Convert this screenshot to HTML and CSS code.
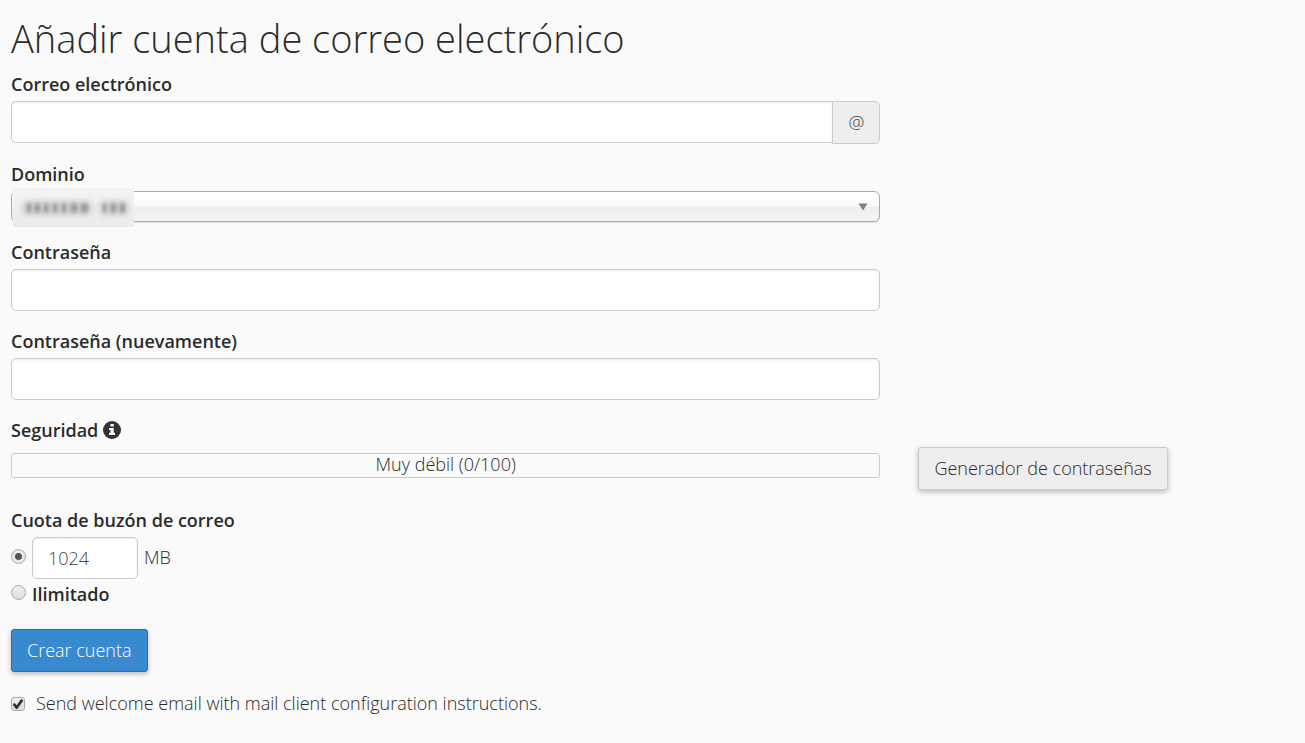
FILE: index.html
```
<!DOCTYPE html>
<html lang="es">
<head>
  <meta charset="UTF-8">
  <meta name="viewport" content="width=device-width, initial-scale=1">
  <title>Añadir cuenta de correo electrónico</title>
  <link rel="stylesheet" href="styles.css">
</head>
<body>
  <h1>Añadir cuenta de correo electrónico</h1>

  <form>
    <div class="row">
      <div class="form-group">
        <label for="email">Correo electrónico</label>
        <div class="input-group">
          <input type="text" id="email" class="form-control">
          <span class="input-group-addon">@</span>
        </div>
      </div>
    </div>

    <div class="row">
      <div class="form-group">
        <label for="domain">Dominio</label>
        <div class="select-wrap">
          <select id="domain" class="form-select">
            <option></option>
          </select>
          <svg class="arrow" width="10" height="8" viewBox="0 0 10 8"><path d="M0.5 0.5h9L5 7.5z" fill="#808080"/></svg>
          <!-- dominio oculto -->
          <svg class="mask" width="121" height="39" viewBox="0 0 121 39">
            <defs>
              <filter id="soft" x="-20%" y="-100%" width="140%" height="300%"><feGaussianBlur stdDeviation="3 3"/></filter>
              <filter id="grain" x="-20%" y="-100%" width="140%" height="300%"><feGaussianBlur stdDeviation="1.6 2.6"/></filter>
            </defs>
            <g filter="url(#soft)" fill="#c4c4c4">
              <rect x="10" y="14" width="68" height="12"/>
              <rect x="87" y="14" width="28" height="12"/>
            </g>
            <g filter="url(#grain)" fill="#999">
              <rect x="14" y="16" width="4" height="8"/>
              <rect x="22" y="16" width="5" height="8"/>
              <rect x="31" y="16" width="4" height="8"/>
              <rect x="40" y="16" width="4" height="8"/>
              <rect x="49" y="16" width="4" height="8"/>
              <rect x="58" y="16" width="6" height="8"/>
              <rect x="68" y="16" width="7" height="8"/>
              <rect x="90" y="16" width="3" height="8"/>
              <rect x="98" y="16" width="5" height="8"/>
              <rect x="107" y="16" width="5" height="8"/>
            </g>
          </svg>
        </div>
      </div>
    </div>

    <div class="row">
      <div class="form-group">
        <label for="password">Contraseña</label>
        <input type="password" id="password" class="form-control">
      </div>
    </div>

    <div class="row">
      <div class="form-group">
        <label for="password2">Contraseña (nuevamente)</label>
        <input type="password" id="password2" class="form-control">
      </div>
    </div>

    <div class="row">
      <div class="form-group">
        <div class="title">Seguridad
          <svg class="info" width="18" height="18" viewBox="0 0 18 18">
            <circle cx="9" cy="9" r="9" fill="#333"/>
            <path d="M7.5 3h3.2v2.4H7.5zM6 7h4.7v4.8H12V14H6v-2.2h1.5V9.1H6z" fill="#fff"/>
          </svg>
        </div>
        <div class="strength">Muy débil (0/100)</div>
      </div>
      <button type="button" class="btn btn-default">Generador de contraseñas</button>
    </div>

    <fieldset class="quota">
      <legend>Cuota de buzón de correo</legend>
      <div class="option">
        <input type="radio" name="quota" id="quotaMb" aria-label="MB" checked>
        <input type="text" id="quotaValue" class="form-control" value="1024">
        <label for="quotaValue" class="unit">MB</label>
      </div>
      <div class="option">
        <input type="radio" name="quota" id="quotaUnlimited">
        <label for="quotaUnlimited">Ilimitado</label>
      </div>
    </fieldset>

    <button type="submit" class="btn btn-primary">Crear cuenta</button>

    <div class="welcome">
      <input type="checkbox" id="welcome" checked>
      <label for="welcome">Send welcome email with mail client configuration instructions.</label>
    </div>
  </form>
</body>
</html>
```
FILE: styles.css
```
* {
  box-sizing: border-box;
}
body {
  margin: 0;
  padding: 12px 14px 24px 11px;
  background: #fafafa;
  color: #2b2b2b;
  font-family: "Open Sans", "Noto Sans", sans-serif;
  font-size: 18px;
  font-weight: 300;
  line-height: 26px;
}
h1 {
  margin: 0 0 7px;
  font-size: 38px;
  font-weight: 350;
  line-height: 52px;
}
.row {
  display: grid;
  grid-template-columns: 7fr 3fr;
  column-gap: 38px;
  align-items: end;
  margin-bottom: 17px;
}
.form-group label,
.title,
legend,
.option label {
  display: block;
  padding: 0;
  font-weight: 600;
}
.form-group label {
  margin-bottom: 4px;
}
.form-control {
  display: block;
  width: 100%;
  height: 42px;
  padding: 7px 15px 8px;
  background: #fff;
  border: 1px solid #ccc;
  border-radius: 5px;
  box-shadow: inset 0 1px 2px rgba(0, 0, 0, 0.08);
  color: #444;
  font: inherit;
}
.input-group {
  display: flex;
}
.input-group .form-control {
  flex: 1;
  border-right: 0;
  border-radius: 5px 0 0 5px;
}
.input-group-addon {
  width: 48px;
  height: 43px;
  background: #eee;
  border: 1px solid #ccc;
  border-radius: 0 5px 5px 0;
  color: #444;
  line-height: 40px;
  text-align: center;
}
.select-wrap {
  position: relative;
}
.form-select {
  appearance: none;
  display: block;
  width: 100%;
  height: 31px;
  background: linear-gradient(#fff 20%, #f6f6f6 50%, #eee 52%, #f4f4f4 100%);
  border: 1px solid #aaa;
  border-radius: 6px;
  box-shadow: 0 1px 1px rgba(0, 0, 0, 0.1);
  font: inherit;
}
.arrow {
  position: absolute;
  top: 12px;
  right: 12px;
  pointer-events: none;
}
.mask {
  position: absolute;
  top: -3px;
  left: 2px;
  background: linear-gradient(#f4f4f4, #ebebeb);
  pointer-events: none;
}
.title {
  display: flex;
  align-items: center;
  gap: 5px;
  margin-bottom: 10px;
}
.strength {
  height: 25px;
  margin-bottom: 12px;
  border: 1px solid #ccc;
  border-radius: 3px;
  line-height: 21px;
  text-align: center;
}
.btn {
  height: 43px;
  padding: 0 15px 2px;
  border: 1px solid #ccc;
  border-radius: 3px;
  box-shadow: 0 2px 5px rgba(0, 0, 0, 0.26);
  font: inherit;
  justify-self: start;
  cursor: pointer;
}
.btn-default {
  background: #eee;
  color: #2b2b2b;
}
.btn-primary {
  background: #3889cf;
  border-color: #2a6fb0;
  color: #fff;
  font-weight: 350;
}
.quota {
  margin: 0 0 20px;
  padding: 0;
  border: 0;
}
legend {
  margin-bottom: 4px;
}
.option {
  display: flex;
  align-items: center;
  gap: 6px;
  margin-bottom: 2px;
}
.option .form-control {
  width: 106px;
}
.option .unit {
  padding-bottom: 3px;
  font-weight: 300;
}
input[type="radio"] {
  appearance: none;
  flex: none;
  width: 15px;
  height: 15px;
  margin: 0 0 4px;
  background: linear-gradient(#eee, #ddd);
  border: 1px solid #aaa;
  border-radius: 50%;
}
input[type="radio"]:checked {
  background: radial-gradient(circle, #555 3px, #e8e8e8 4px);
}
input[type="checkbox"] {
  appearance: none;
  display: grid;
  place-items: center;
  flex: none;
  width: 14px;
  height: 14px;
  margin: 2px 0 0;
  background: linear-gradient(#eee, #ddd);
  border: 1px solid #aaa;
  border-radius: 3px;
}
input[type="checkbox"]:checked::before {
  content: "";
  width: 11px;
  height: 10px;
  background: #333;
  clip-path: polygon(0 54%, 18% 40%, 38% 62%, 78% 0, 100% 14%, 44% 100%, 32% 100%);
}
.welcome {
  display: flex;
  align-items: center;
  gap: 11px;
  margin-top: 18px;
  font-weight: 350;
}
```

════════════════

#### Directions for this task
Reproduce all of the data exactly; the pictures do not belong in the copy.

#### Full answer
Convert this screenshot to HTML and CSS code.
FILE: index.html
```
<!DOCTYPE html>
<html lang="es">
<head>
  <meta charset="UTF-8">
  <meta name="viewport" content="width=device-width, initial-scale=1">
  <title>Añadir cuenta de correo electrónico</title>
  <link rel="stylesheet" href="styles.css">
</head>
<body>
  <h1>Añadir cuenta de correo electrónico</h1>

  <form>
    <div class="row">
      <div class="form-group">
        <label for="email">Correo electrónico</label>
        <div class="input-group">
          <input type="text" id="email" class="form-control">
          <span class="input-group-addon">@</span>
        </div>
      </div>
    </div>

    <div class="row">
      <div class="form-group">
        <label for="domain">Dominio</label>
        <div class="select-wrap">
          <select id="domain" class="form-select">
            <option></option>
          </select>
          <svg class="arrow" width="10" height="8" viewBox="0 0 10 8"><path d="M0.5 0.5h9L5 7.5z" fill="#808080"/></svg>
          <!-- dominio oculto -->
          <svg class="mask" width="121" height="39" viewBox="0 0 121 39">
            <defs>
              <filter id="soft" x="-20%" y="-100%" width="140%" height="300%"><feGaussianBlur stdDeviation="3 3"/></filter>
              <filter id="grain" x="-20%" y="-100%" width="140%" height="300%"><feGaussianBlur stdDeviation="1.6 2.6"/></filter>
            </defs>
            <g filter="url(#soft)" fill="#c4c4c4">
              <rect x="10" y="14" width="68" height="12"/>
              <rect x="87" y="14" width="28" height="12"/>
            </g>
            <g filter="url(#grain)" fill="#999">
              <rect x="14" y="16" width="4" height="8"/>
              <rect x="22" y="16" width="5" height="8"/>
              <rect x="31" y="16" width="4" height="8"/>
              <rect x="40" y="16" width="4" height="8"/>
              <rect x="49" y="16" width="4" height="8"/>
              <rect x="58" y="16" width="6" height="8"/>
              <rect x="68" y="16" width="7" height="8"/>
              <rect x="90" y="16" width="3" height="8"/>
              <rect x="98" y="16" width="5" height="8"/>
              <rect x="107" y="16" width="5" height="8"/>
            </g>
          </svg>
        </div>
      </div>
    </div>

    <div class="row">
      <div class="form-group">
        <label for="password">Contraseña</label>
        <input type="password" id="password" class="form-control">
      </div>
    </div>

    <div class="row">
      <div class="form-group">
        <label for="password2">Contraseña (nuevamente)</label>
        <input type="password" id="password2" class="form-control">
      </div>
    </div>

    <div class="row">
      <div class="form-group">
        <div class="title">Seguridad
          <svg class="info" width="18" height="18" viewBox="0 0 18 18">
            <circle cx="9" cy="9" r="9" fill="#333"/>
            <path d="M7.5 3h3.2v2.4H7.5zM6 7h4.7v4.8H12V14H6v-2.2h1.5V9.1H6z" fill="#fff"/>
          </svg>
        </div>
        <div class="strength">Muy débil (0/100)</div>
      </div>
      <button type="button" class="btn btn-default">Generador de contraseñas</button>
    </div>

    <fieldset class="quota">
      <legend>Cuota de buzón de correo</legend>
      <div class="option">
        <input type="radio" name="quota" id="quotaMb" aria-label="MB" checked>
        <input type="text" id="quotaValue" class="form-control" value="1024">
        <label for="quotaValue" class="unit">MB</label>
      </div>
      <div class="option">
        <input type="radio" name="quota" id="quotaUnlimited">
        <label for="quotaUnlimited">Ilimitado</label>
      </div>
    </fieldset>

    <button type="submit" class="btn btn-primary">Crear cuenta</button>

    <div class="welcome">
      <input type="checkbox" id="welcome" checked>
      <label for="welcome">Send welcome email with mail client configuration instructions.</label>
    </div>
  </form>
</body>
</html>
```
FILE: styles.css
```
* {
  box-sizing: border-box;
}
body {
  margin: 0;
  padding: 12px 14px 24px 11px;
  background: #fafafa;
  color: #2b2b2b;
  font-family: "Open Sans", "Noto Sans", sans-serif;
  font-size: 18px;
  font-weight: 300;
  line-height: 26px;
}
h1 {
  margin: 0 0 7px;
  font-size: 38px;
  font-weight: 350;
  line-height: 52px;
}
.row {
  display: grid;
  grid-template-columns: 7fr 3fr;
  column-gap: 38px;
  align-items: end;
  margin-bottom: 17px;
}
.form-group label,
.title,
legend,
.option label {
  display: block;
  padding: 0;
  font-weight: 600;
}
.form-group label {
  margin-bottom: 4px;
}
.form-control {
  display: block;
  width: 100%;
  height: 42px;
  padding: 7px 15px 8px;
  background: #fff;
  border: 1px solid #ccc;
  border-radius: 5px;
  box-shadow: inset 0 1px 2px rgba(0, 0, 0, 0.08);
  color: #444;
  font: inherit;
}
.input-group {
  display: flex;
}
.input-group .form-control {
  flex: 1;
  border-right: 0;
  border-radius: 5px 0 0 5px;
}
.input-group-addon {
  width: 48px;
  height: 43px;
  background: #eee;
  border: 1px solid #ccc;
  border-radius: 0 5px 5px 0;
  color: #444;
  line-height: 40px;
  text-align: center;
}
.select-wrap {
  position: relative;
}
.form-select {
  appearance: none;
  display: block;
  width: 100%;
  height: 31px;
  background: linear-gradient(#fff 20%, #f6f6f6 50%, #eee 52%, #f4f4f4 100%);
  border: 1px solid #aaa;
  border-radius: 6px;
  box-shadow: 0 1px 1px rgba(0, 0, 0, 0.1);
  font: inherit;
}
.arrow {
  position: absolute;
  top: 12px;
  right: 12px;
  pointer-events: none;
}
.mask {
  position: absolute;
  top: -3px;
  left: 2px;
  background: linear-gradient(#f4f4f4, #ebebeb);
  pointer-events: none;
}
.title {
  display: flex;
  align-items: center;
  gap: 5px;
  margin-bottom: 10px;
}
.strength {
  height: 25px;
  margin-bottom: 12px;
  border: 1px solid #ccc;
  border-radius: 3px;
  line-height: 21px;
  text-align: center;
}
.btn {
  height: 43px;
  padding: 0 15px 2px;
  border: 1px solid #ccc;
  border-radius: 3px;
  box-shadow: 0 2px 5px rgba(0, 0, 0, 0.26);
  font: inherit;
  justify-self: start;
  cursor: pointer;
}
.btn-default {
  background: #eee;
  color: #2b2b2b;
}
.btn-primary {
  background: #3889cf;
  border-color: #2a6fb0;
  color: #fff;
  font-weight: 350;
}
.quota {
  margin: 0 0 20px;
  padding: 0;
  border: 0;
}
legend {
  margin-bottom: 4px;
}
.option {
  display: flex;
  align-items: center;
  gap: 6px;
  margin-bottom: 2px;
}
.option .form-control {
  width: 106px;
}
.option .unit {
  padding-bottom: 3px;
  font-weight: 300;
}
input[type="radio"] {
  appearance: none;
  flex: none;
  width: 15px;
  height: 15px;
  margin: 0 0 4px;
  background: linear-gradient(#eee, #ddd);
  border: 1px solid #aaa;
  border-radius: 50%;
}
input[type="radio"]:checked {
  background: radial-gradient(circle, #555 3px, #e8e8e8 4px);
}
input[type="checkbox"] {
  appearance: none;
  display: grid;
  place-items: center;
  flex: none;
  width: 14px;
  height: 14px;
  margin: 2px 0 0;
  background: linear-gradient(#eee, #ddd);
  border: 1px solid #aaa;
  border-radius: 3px;
}
input[type="checkbox"]:checked::before {
  content: "";
  width: 11px;
  height: 10px;
  background: #333;
  clip-path: polygon(0 54%, 18% 40%, 38% 62%, 78% 0, 100% 14%, 44% 100%, 32% 100%);
}
.welcome {
  display: flex;
  align-items: center;
  gap: 11px;
  margin-top: 18px;
  font-weight: 350;
}
```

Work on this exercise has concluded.